GOAL
Collect all lines containing the word "TypeScript" from the data.

RECORDED DATA

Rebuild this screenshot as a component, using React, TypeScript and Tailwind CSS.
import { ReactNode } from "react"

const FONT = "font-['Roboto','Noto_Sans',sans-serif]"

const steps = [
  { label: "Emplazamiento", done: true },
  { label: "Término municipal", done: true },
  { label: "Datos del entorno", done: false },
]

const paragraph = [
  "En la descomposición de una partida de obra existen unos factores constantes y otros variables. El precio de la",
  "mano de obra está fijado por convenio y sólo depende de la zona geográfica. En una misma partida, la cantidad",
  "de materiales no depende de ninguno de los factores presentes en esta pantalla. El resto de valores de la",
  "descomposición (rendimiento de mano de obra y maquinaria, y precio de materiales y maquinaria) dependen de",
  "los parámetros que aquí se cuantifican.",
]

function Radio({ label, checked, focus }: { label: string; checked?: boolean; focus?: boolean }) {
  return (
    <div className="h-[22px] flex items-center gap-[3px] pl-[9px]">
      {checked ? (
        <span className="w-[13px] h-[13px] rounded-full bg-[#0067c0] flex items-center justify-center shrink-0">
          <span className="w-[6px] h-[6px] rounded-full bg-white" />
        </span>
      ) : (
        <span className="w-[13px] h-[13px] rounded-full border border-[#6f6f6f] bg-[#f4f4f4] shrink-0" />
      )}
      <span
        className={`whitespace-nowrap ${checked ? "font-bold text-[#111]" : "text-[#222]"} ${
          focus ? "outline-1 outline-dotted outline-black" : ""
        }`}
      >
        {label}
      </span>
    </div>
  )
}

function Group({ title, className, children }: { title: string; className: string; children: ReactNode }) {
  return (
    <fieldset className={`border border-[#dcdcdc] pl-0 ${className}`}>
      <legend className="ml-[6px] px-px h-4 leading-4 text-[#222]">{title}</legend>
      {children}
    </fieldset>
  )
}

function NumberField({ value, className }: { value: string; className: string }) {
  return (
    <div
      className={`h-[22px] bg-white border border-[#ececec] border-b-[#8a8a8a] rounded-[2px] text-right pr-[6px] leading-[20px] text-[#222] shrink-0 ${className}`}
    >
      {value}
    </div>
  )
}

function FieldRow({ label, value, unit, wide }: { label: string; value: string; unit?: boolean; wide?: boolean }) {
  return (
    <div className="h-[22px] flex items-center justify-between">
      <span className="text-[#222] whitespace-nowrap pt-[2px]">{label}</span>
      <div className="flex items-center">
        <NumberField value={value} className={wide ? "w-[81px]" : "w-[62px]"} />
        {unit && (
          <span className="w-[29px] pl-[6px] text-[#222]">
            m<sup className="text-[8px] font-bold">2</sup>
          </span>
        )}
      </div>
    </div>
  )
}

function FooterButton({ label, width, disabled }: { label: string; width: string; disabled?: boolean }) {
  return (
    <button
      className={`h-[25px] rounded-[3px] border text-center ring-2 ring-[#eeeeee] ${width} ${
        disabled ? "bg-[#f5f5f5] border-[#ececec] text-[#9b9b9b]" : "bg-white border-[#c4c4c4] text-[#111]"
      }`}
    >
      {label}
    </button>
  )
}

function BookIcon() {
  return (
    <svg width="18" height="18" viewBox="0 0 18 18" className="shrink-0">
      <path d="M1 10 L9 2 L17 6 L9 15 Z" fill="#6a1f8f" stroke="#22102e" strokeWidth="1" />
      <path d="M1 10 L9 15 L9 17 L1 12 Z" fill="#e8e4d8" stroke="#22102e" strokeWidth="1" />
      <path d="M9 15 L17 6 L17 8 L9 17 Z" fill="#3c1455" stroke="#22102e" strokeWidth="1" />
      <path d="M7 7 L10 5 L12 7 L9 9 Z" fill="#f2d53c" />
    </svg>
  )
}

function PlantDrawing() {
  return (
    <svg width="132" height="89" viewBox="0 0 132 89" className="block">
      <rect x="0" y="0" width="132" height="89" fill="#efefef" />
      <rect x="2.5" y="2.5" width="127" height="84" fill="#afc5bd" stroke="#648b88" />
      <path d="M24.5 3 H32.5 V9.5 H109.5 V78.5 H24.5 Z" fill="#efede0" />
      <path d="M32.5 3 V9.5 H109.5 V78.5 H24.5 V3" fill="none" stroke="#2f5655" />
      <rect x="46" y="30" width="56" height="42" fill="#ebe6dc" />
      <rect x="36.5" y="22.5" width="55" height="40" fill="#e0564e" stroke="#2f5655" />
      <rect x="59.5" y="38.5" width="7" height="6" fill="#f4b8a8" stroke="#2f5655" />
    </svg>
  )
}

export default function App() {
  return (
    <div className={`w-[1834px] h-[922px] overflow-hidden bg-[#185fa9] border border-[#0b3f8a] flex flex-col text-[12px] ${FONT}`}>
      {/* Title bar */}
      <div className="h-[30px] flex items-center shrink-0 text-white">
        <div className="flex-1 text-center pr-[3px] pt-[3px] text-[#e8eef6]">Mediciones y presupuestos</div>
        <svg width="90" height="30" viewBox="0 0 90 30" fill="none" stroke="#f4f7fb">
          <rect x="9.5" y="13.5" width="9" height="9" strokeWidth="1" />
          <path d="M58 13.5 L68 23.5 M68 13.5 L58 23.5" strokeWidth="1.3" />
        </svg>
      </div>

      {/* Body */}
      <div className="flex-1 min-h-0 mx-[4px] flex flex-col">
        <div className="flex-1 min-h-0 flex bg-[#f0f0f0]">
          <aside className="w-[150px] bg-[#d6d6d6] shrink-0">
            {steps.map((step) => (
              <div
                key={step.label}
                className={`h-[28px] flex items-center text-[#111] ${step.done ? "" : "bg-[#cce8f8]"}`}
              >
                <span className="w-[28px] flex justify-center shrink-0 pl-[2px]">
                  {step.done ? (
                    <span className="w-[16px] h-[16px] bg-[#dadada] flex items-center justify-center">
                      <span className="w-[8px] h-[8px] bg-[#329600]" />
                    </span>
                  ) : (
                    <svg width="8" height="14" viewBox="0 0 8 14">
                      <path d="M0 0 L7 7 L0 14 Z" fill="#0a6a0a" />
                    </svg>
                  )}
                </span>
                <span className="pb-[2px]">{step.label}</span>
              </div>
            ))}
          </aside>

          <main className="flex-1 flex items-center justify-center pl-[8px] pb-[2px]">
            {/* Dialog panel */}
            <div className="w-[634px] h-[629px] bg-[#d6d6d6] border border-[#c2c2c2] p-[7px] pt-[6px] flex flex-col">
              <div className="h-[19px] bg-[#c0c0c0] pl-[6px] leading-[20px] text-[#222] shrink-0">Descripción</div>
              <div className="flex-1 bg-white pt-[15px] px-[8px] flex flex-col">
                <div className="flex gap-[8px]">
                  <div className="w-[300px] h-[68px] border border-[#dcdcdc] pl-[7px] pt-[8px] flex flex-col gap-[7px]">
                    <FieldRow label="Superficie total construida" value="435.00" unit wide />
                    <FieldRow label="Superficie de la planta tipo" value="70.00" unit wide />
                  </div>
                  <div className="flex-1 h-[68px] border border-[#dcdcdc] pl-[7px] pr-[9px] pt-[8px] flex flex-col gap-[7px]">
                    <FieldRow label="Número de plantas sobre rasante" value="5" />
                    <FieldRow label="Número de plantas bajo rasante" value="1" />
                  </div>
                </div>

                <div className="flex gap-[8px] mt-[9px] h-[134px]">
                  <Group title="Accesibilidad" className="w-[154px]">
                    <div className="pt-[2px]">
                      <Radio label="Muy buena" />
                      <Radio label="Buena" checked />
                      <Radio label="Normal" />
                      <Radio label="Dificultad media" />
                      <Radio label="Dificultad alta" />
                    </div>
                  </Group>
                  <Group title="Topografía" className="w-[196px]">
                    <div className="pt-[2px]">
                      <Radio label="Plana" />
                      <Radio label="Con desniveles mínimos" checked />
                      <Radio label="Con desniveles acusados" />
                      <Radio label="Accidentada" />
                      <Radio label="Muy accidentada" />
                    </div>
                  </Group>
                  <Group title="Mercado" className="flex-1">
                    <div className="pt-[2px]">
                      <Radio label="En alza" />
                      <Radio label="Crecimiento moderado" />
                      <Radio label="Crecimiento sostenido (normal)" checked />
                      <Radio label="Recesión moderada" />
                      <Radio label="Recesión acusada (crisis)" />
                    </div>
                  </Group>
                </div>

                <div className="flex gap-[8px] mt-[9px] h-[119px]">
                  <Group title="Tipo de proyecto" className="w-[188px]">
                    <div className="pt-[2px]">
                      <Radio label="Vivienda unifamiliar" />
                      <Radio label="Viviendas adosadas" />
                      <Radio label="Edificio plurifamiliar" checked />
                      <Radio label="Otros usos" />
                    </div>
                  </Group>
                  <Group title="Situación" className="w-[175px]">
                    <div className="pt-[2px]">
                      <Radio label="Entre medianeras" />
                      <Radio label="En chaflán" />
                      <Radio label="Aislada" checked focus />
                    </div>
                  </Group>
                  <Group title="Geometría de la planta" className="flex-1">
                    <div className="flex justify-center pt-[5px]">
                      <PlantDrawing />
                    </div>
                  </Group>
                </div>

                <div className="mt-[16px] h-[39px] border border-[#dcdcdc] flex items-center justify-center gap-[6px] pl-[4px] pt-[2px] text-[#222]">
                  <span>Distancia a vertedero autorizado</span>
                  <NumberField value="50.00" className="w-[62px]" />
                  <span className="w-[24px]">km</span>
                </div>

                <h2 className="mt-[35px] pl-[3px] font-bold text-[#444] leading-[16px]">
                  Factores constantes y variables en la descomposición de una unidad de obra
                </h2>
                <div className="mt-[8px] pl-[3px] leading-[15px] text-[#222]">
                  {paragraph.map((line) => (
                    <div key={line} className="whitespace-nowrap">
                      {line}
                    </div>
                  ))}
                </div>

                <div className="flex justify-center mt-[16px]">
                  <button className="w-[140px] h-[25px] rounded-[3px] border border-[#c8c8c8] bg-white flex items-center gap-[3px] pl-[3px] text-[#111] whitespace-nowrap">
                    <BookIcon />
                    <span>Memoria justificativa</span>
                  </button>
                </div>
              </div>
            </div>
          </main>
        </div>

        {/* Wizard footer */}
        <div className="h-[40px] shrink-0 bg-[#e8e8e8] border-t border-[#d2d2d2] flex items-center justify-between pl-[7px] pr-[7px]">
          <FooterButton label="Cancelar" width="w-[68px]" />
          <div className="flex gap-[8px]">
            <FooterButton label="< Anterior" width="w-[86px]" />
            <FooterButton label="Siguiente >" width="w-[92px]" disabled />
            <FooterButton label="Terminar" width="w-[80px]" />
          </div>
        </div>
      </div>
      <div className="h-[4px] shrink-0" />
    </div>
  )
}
* * *
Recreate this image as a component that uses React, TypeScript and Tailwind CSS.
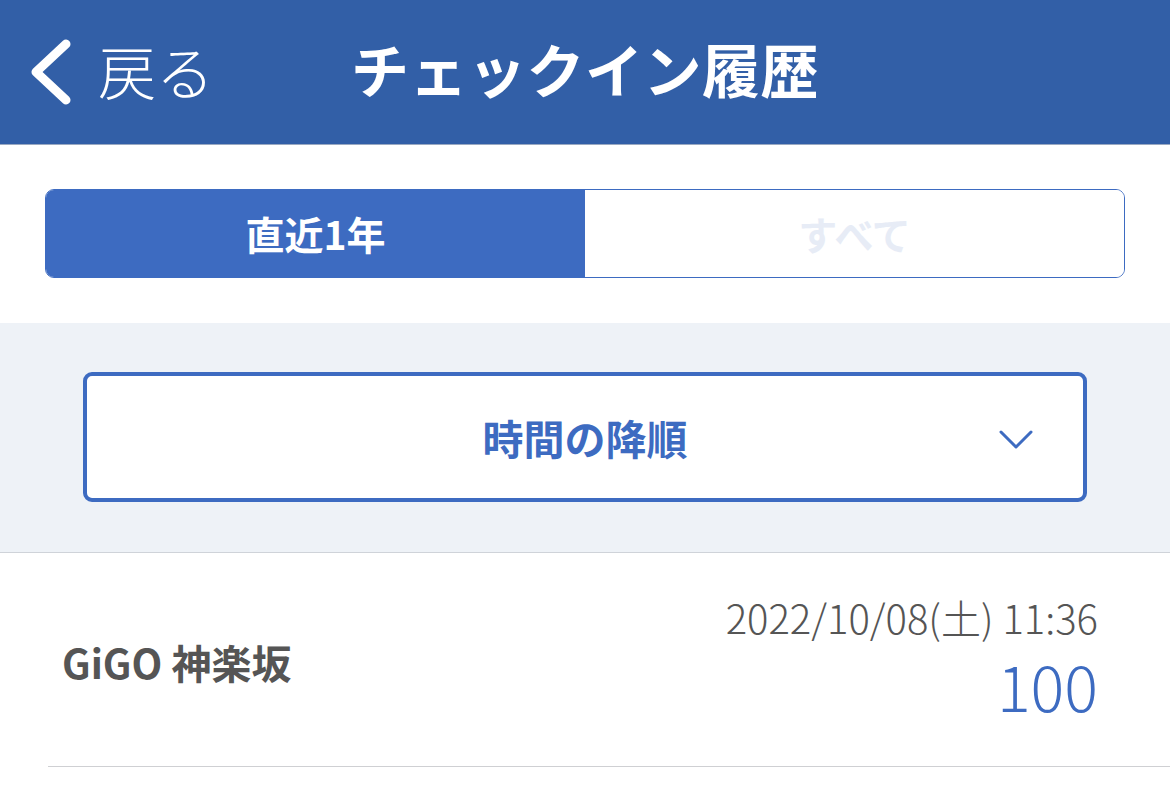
==
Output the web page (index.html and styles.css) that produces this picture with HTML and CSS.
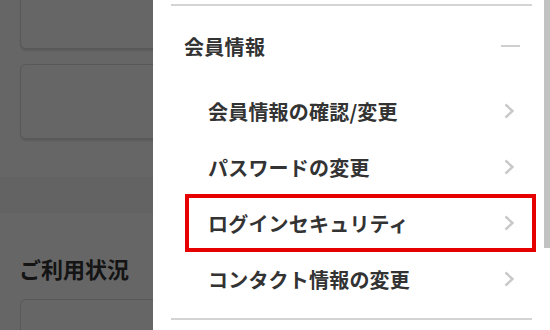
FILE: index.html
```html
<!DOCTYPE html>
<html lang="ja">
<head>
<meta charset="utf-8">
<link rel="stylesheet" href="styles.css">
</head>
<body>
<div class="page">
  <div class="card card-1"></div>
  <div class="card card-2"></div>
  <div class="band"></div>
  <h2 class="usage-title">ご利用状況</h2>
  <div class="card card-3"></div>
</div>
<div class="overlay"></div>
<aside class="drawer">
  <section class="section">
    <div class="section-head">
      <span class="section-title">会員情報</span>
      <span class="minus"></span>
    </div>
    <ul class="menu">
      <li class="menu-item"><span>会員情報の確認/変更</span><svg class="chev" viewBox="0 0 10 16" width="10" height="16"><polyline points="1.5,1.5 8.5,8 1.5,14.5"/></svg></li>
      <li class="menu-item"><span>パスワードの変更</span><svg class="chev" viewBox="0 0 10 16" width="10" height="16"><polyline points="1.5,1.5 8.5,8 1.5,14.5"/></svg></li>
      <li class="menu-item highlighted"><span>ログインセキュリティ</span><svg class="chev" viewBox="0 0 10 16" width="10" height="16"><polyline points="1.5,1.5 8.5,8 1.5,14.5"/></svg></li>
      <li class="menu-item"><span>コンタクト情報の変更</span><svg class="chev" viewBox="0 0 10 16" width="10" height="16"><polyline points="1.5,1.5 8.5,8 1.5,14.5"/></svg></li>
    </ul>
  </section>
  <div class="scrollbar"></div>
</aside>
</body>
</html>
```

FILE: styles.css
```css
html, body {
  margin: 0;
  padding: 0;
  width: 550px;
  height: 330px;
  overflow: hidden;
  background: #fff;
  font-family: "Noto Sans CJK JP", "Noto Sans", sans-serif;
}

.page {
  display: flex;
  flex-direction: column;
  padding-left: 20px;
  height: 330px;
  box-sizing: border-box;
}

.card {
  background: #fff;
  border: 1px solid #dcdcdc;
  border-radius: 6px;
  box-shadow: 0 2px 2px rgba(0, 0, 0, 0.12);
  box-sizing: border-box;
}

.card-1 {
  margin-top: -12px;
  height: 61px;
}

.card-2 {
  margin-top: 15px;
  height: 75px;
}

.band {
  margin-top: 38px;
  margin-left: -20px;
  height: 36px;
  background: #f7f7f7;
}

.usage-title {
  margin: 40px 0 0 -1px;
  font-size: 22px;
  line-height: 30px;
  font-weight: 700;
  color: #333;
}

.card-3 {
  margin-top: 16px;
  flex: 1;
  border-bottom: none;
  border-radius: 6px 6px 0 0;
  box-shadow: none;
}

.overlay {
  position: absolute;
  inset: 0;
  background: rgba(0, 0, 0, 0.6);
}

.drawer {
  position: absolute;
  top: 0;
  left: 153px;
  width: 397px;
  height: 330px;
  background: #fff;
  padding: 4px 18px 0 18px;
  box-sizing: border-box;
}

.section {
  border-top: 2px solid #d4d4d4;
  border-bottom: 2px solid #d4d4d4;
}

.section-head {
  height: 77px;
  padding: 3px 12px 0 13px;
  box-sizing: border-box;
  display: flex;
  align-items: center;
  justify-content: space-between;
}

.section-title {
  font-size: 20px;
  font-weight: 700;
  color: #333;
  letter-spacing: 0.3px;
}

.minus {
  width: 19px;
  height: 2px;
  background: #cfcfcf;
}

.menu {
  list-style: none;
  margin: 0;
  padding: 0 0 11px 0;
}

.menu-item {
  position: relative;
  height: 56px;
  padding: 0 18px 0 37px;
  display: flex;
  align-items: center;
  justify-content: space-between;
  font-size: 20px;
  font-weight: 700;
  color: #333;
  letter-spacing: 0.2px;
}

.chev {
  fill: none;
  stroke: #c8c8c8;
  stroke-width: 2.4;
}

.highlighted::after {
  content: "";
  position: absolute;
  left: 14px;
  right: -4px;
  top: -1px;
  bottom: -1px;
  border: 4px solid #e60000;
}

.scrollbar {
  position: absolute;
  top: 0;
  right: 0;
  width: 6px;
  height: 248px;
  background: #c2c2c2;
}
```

FINAL RESULT
Rebuild this screenshot as a component, using React, TypeScript and Tailwind CSS.
Recreate this image as a component that uses React, TypeScript and Tailwind CSS.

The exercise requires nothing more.